Last week I spent a fantastic 4 days travelling down to The Mull of Galloway via every lighthouse I could find en route. The sun was blazing and the sunsets were magnificent all the way! I also visited the towns of Girvan, Turnberry and lovely Portpatrick, and had a wander round Culzean Castle too.
In a snug wee Portpatrick pub last Friday evening, I had the very good fortune to find myself sitting next to a chap called Rab and his wife Kate. Rab just so happens to be the son of a lighthouse keeper, so we spent the whole evening getting acquainted over beer and whiskey and chatting about the various lighthouses he’d grown up in, including Corsewall Head which I’d spent that very afternoon visiting; as well as Tod Head and Kinnaird Head which I’d been at only the week before. His father also spent 5 years 12 miles out in the North Sea off Arbroath on one of the most famous and notorious reefs on the planet (and my own home lighthouse) The Bell Rock. It turned out to be one of those very serendipitous evenings.

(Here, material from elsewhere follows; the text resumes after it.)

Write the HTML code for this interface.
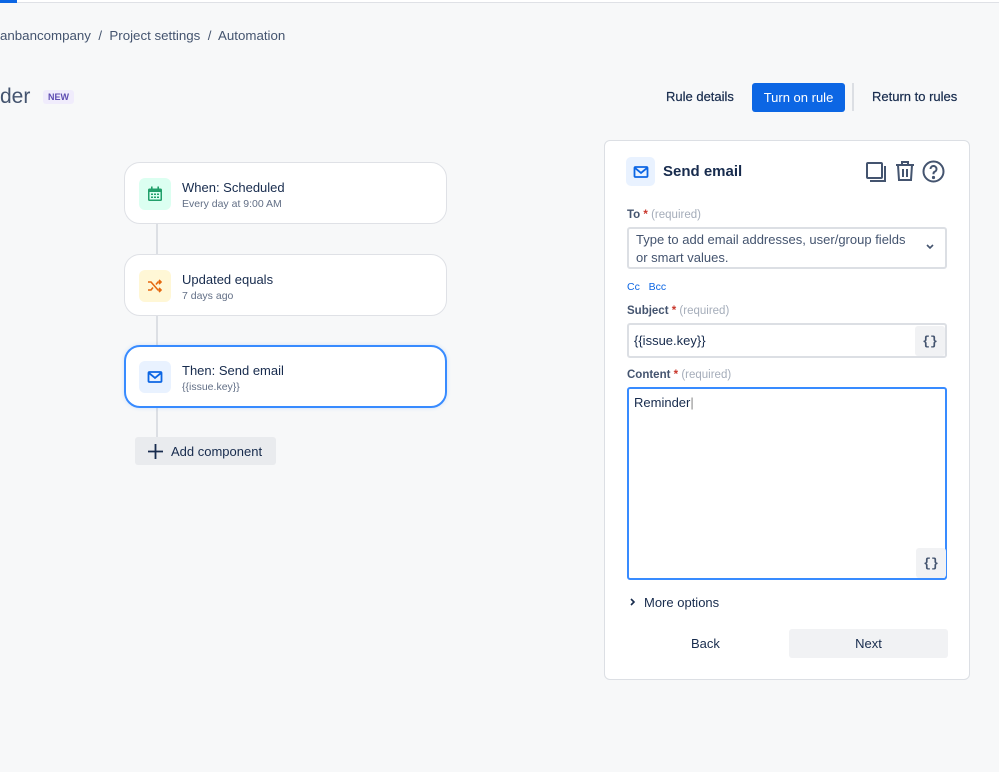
<!DOCTYPE html>
<html><head><meta charset="utf-8"><style>
*{box-sizing:border-box;margin:0;padding:0}
body{width:999px;height:772px;background:#f7f8f9;font-family:"Liberation Sans",sans-serif;color:#172b4d;position:relative;overflow:hidden}
.a{position:absolute}
.card{position:absolute;left:124px;width:323px;height:62px;background:#fff;border:1px solid #dfe1e6;border-radius:16px}
.ic{position:absolute;left:14px;top:15px;width:32px;height:32px;border-radius:6px;display:flex;align-items:center;justify-content:center}
.t1{position:absolute;left:57px;top:17px;font-size:13px;color:#172b4d}
.t2{position:absolute;left:57px;top:35px;font-size:10.5px;color:#626f86}
.lbl{position:absolute;left:627px;font-size:11.5px;font-weight:bold;color:#44546f}
.lbl span{color:#c9372c}
.lbl i{font-style:normal;font-weight:normal;color:#a5adba}
.inp{position:absolute;left:627px;width:320px;background:#fff;border:1px solid #dcdfe4;border-radius:3px}
.br{position:absolute;width:30px;height:30px;background:#f1f2f4;border-radius:3px;font-family:"Liberation Mono",monospace;font-size:13px;font-weight:bold;display:flex;align-items:center;justify-content:center;color:#44546f}
</style></head><body>
<div class="a" style="left:0;top:0;width:999px;height:3px;background:#fff;border-bottom:1px solid #dfe1e6"></div>
<div class="a" style="left:0;top:0;width:17px;height:3px;background:#0c66e4"></div>
<div class="a" style="left:0;top:28px;font-size:13.3px;color:#44546f;white-space:nowrap">anbancompany &nbsp;/&nbsp; Project settings &nbsp;/&nbsp; Automation</div>
<div class="a" style="left:0;top:85px;font-size:21px;color:#44546f">der</div>
<div class="a" style="left:43px;top:90px;width:31px;height:14px;background:#f0ecfc;border-radius:3px;font-size:9px;font-weight:bold;color:#5e4db2;text-align:center;line-height:14px">NEW</div>
<div class="a" style="left:666px;top:89px;font-size:13px;color:#172b4d;-webkit-text-stroke:0.2px #172b4d">Rule details</div>
<div class="a" style="left:752px;top:83px;width:93px;height:29px;background:#0c66e4;border-radius:3px;color:#fff;font-size:13px;text-align:center;line-height:29px">Turn on rule</div>
<div class="a" style="left:852px;top:83px;width:2px;height:28px;background:#dcdfe4"></div>
<div class="a" style="left:872px;top:89px;font-size:13px;color:#172b4d;-webkit-text-stroke:0.2px #172b4d">Return to rules</div>

<div class="a" style="left:156px;top:224px;width:2px;height:215px;background:#dcdfe4"></div>
<div class="card" style="top:162px"><div class="ic" style="background:#dcfff1"><svg width="18" height="18" viewBox="0 0 18 18"><rect x="2" y="3.5" width="14" height="12.5" rx="1.5" fill="#22a06b"/><rect x="3.5" y="7" width="11" height="7.5" fill="#dcfff1"/><rect x="5" y="1.5" width="1.6" height="3" fill="#22a06b"/><rect x="11.4" y="1.5" width="1.6" height="3" fill="#22a06b"/><g fill="#22a06b"><rect x="5" y="8.5" width="2" height="1.5"/><rect x="8" y="8.5" width="2" height="1.5"/><rect x="11" y="8.5" width="2" height="1.5"/><rect x="5" y="11.5" width="2" height="1.5"/><rect x="8" y="11.5" width="2" height="1.5"/><rect x="11" y="11.5" width="2" height="1.5"/></g></svg></div><div class="t1">When: Scheduled</div><div class="t2">Every day at 9:00 AM</div></div>
<div class="card" style="top:254px"><div class="ic" style="background:#fff7d6"><svg width="18" height="18" viewBox="0 0 18 18" fill="none" stroke="#e56910" stroke-width="1.6"><path d="M2 5h3l7 8h3M2 13h3l2-2.5M10 7.5l2-2.5h3M13 3l2 2-2 2M13 11l2 2-2 2"/></svg></div><div class="t1">Updated equals</div><div class="t2">7 days ago</div></div>
<div class="card" style="top:345px;border:2px solid #388bff;height:63px;box-shadow:0 0 4px rgba(56,139,255,.2)"><div class="ic" style="background:#e9f2ff;left:13px;top:14px"><svg width="18" height="18" viewBox="0 0 18 18" fill="none" stroke="#0c66e4" stroke-width="1.8"><rect x="2.5" y="4" width="13" height="10" rx="1"/><path d="M3 5l6 5 6-5"/></svg></div><div class="t1" style="left:56px;top:16px">Then: Send email</div><div class="t2" style="left:56px;top:34px">{{issue.key}}</div></div>
<div class="a" style="left:135px;top:437px;width:141px;height:28px;background:#e9ebee;border-radius:3px"></div>
<svg class="a" style="left:147px;top:443px" width="17" height="17" viewBox="0 0 17 17"><path d="M8.5 1v15M1 8.5h15" stroke="#172b4d" stroke-width="1.8"/></svg>
<div class="a" style="left:171px;top:444px;font-size:13px;color:#172b4d">Add component</div>

<div class="a" style="left:604px;top:140px;width:366px;height:540px;background:#fff;border:1px solid #dcdfe4;border-radius:6px"></div>
<div class="a" style="left:626px;top:157px;width:29px;height:29px;background:#e9f2ff;border-radius:5px;display:flex;align-items:center;justify-content:center"><svg width="18" height="18" viewBox="0 0 18 18" fill="none" stroke="#0c66e4" stroke-width="1.8"><rect x="2.5" y="4" width="13" height="10" rx="1"/><path d="M3 5l6 5 6-5"/></svg></div>
<div class="a" style="left:663px;top:163px;font-size:15px;font-weight:bold;color:#172b4d">Send email</div>
<svg class="a" style="left:864px;top:160px" width="24" height="24" viewBox="0 0 24 24" fill="none" stroke="#44546f" stroke-width="2"><rect x="3" y="3" width="15" height="15" rx="1"/><path d="M21 6v15H6"/></svg>
<svg class="a" style="left:893px;top:159px" width="24" height="24" viewBox="0 0 24 24" fill="none" stroke="#44546f" stroke-width="2"><path d="M3 6h18M9 6V3h6v3M5 6l1 15h12l1-15M10 10v8M14 10v8"/></svg>
<svg class="a" style="left:921px;top:159px" width="25" height="25" viewBox="0 0 25 25" fill="none" stroke="#44546f" stroke-width="2"><circle cx="12.5" cy="12.5" r="10"/><path d="M9.5 10a3 3 0 1 1 4 2.8c-.8.4-1 1-1 2v.5"/><circle cx="12.5" cy="18.5" r=".6" fill="#44546f"/></svg>

<div class="lbl" style="top:209px">To <span>*</span> <i>(required)</i></div>
<div class="inp" style="top:227px;height:42px;border-width:2px"></div>
<div class="a" style="left:636px;top:231px;font-size:13px;color:#44546f;line-height:18px">Type to add email addresses, user/group fields<br>or smart values.</div>
<svg class="a" style="left:925px;top:243px" width="10" height="8" viewBox="0 0 10 8"><path d="M2 2l3 3 3-3" stroke="#44546f" stroke-width="1.6" fill="none"/></svg>
<div class="a" style="left:627px;top:281px;font-size:10.5px;color:#0c66e4">Cc &nbsp; Bcc</div>
<div class="lbl" style="top:305px">Subject <span>*</span> <i>(required)</i></div>
<div class="inp" style="top:323px;height:35px;border-width:2px"></div>
<div class="a" style="left:634px;top:333px;font-size:13px;color:#172b4d">{{issue.key}}</div>
<div class="br" style="left:915px;top:326px">{}</div>
<div class="lbl" style="top:369px">Content <span>*</span> <i>(required)</i></div>
<div class="inp" style="top:387px;height:193px;border:2px solid #388bff"></div>
<div class="a" style="left:634px;top:395px;font-size:13px;color:#172b4d">Reminder<span style="color:#888">|</span></div>
<div class="br" style="left:916px;top:548px">{}</div>
<svg class="a" style="left:629px;top:597px" width="8" height="10" viewBox="0 0 8 10"><path d="M2 2l3 3-3 3" stroke="#172b4d" stroke-width="1.6" fill="none"/></svg>
<div class="a" style="left:644px;top:595px;font-size:13px;color:#172b4d">More options</div>
<div class="a" style="left:691px;top:636px;font-size:13px;color:#172b4d">Back</div>
<div class="a" style="left:789px;top:629px;width:159px;height:29px;background:#f1f2f4;border-radius:3px;font-size:13px;text-align:center;line-height:29px;color:#172b4d">Next</div>
</body></html>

Rab now runs an engineering company that is contracted by the Northern Lighthouse Board to maintain some of Scotland’s more remote lighthouses, and he kindly offered me the chance some day to go along with him for the ride on one of his jobs. I will have to earn my keep though, maybe even getting a chance to fling some paint at a ‘real’ lighthouse instead of just at a painting of one!
So here are a few of the best photos from the many hundreds I took. It’s not all about lighthouses though. I got some shots of boats, harbours and birds too.
I will be attempting to translate some of these and the many others I’ve been taking into artworks for an exhibition at the end of this year. But, unfortunately, I won’t be doing any of that this week since I sprained my painting hand whilst attempting to show my daughter how not to use her new skateboard!
So today I’ll be heading north again to get my campervan’s gearbox fixed in Stonehaven. I might even have time to visit Scurdie Ness lighthouse near Ferryden, which just so happens to be up for sale (if you happen to have a spare £360K in your back pocket and always dreamed of owning your own lighthouse!).